Posted in Books, Kids, University life with tags , , , , , , , , , , , , , , , , , , on January 7, 2021 by xi'an

Upon request, I received this book from Oxford University Press for review. Poems that Solve Puzzles is a nice title and its cover is quite to my linking (for once!). The author is Chris Bleakley, Head of the School of Computer Science at UCD.

“This book is for people that know algorithms are important, but have no idea what they are.”

These is the first sentence of the book and hence I am clearly falling outside the intended audience. When I asked OUP for a review copy, I was more thinking in terms of Robert Sedgewick’s Algorithms, whose first edition still sits on my shelves and which I read from first to last page when it appeared [and was part of my wife’s booklist]. This was (and is) indeed a fantastic book to learn how to build and optimise algorithms and I gain a lot from it (despite remaining a poor programmer!).

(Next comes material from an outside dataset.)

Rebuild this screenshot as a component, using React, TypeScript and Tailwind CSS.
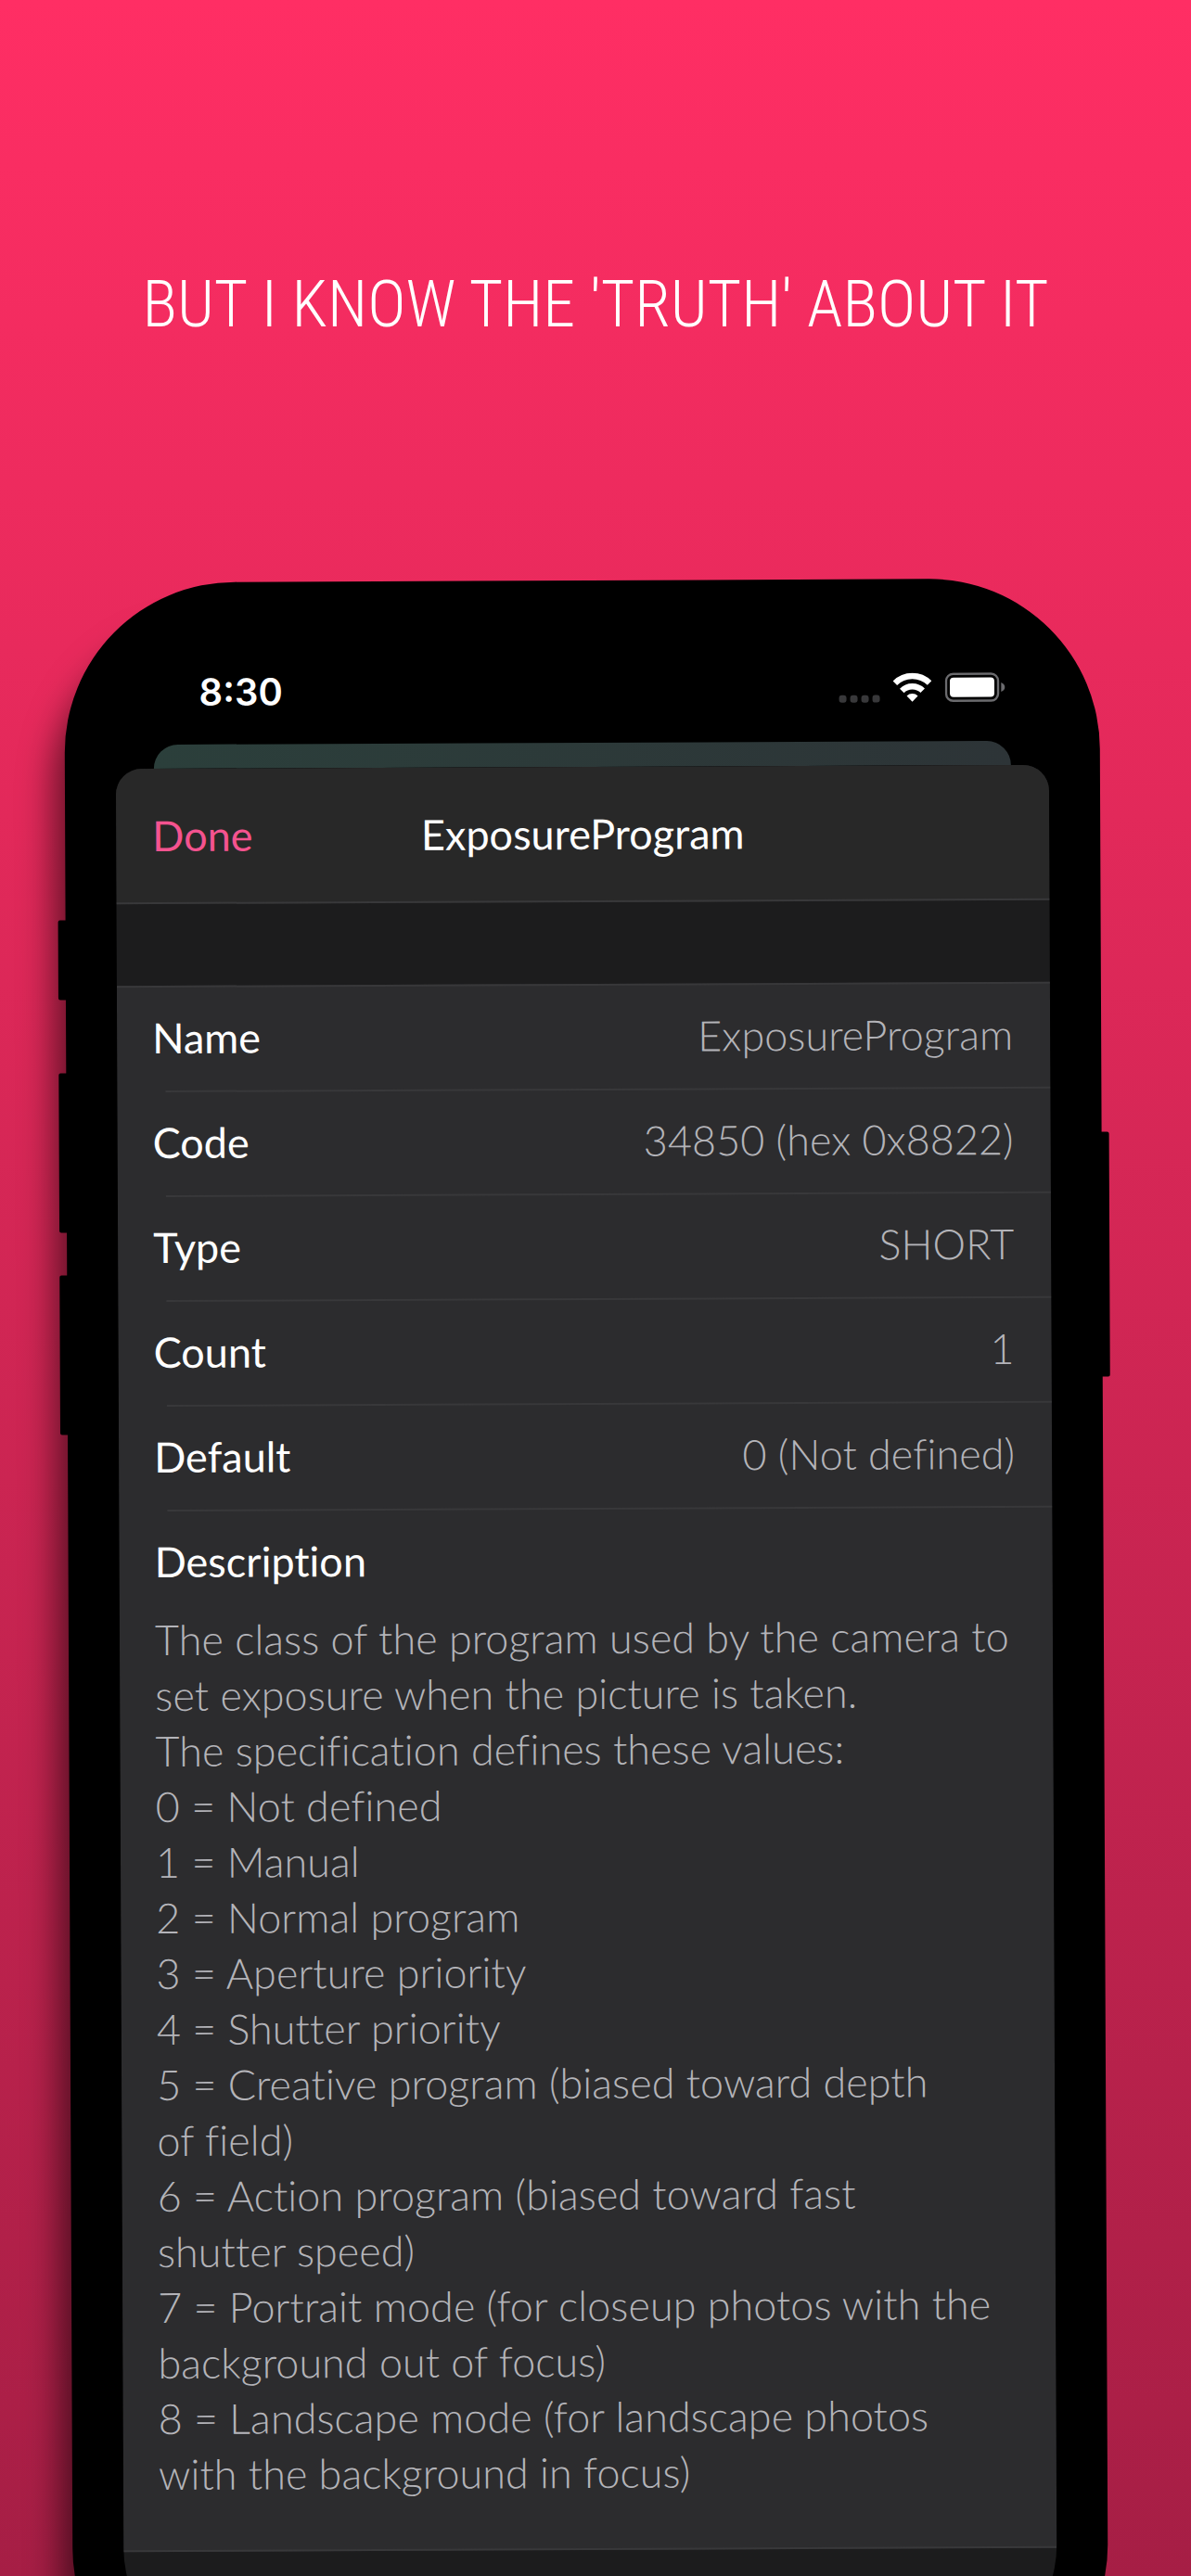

Back to poems, this one reads much more like an history of computer science for newbies than a deep entry into the “science of algorithms”, with imho too little on the algorithms themselves and their connections with computer languages and too much emphasis on the pomp and circumstances of computer science (like so-and-so got the ACM A.M. Turing Award in 19… and  retired in 19…). Beside the antique algorithms for finding primes, approximating π, and computing the (fast) Fourier transform (incl. John Tukey), the story moves quickly to the difference engine of Charles Babbage and Ada Lovelace, then to Turing’s machine, and artificial intelligence with the first checkers codes, which already included some learning aspects. Some sections on the ENIAC, John von Neumann and Stan Ulam, with the invention of Monte Carlo methods (but no word on MCMC). A bit of complexity theory (P versus NP) and then Internet, Amazon, Google, Facebook, Netflix… Finishing with neural networks (then and now), the unavoidable AlphaGo, and the incoming cryptocurrencies and quantum computers. All this makes for pleasant (if unsurprising) reading and could possibly captivate a young reader for whom computers are more than a gaming console or a more senior reader who so far stayed wary and away of computers. But I would have enjoyed much more a low-tech discussion on the construction, validation and optimisation of algorithms, namely a much soft(ware) version, as it would have made it much more distinct from the existing offer on the history of computer science.

[Disclaimer about potential self-plagiarism: this post or an edited version of it will eventually appear in my Books Review section in CHANCE.]